Maintenance-optimized Modular Robotic Concepts for Planetary Surface ISRU Excavators

Modular robotic concepts are identified and evaluated over the design and operations/maintenance lifecycle for autonomous Lunar, Mars, and partial gravity planetary surface excavation and in-situ earthworks equipment. In-Situ Resource Utilization (ISRU) is the exploitation of available resources at the site of a landed spacecraft on the surface of another planetary body. It is intended that this ISRU excavator concept be capable of material extraction from native regolith, and will be able to operate in a variety of planetary surface environments after initial shakedown on the moon. Using heritage from highly multi-functional, reconfigurable robotic systems like the All-Terrain Hex-Limbed Extra-Terrestrial Explorer (ATHLETE), Regolith Advanced Surface Systems Operations Robot (RASSOR), and Mars exploration rovers, we propose a flexible maintenance-optimized mobility platform concept with quick-connect/disconnect features for robotically swappable excavation implements. Dust tolerant torque transmission, power \u0026 data docking, thermal fluid connectors, and modular avionics and instrumentation will allow for autonomous swapping of tools, replacement of spares, and longterm maintenance of robotic excavators.
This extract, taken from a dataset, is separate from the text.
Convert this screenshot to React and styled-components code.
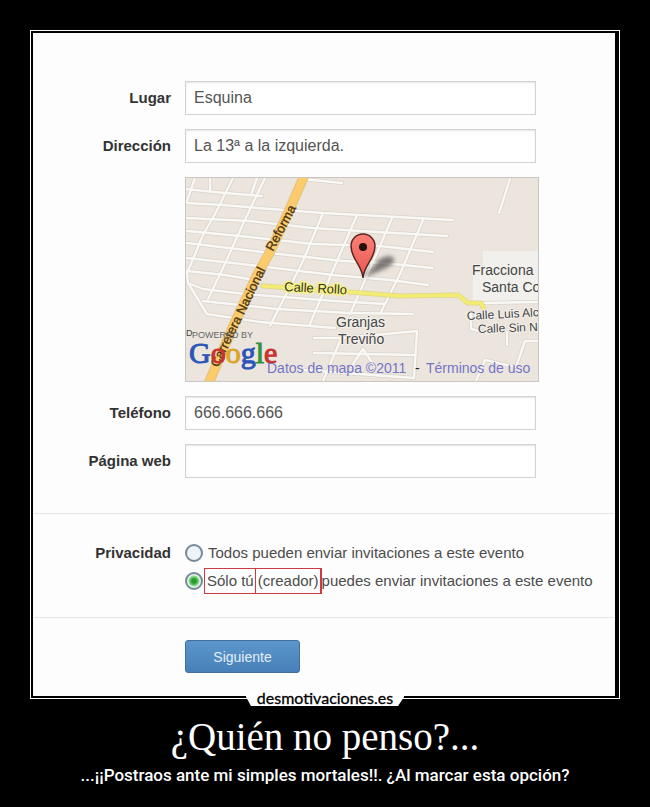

The architecture includes modular tools for conventional excavate / scoop / haul / dump / process functions of a terrestrial mining operation on Earth, but also will have the capability to operate and robotically maintain itself without human intervention. The concepts described in this study will provide a suite of technologies, configurations, and operations ready for inclusion into a final flight-ready excavator system.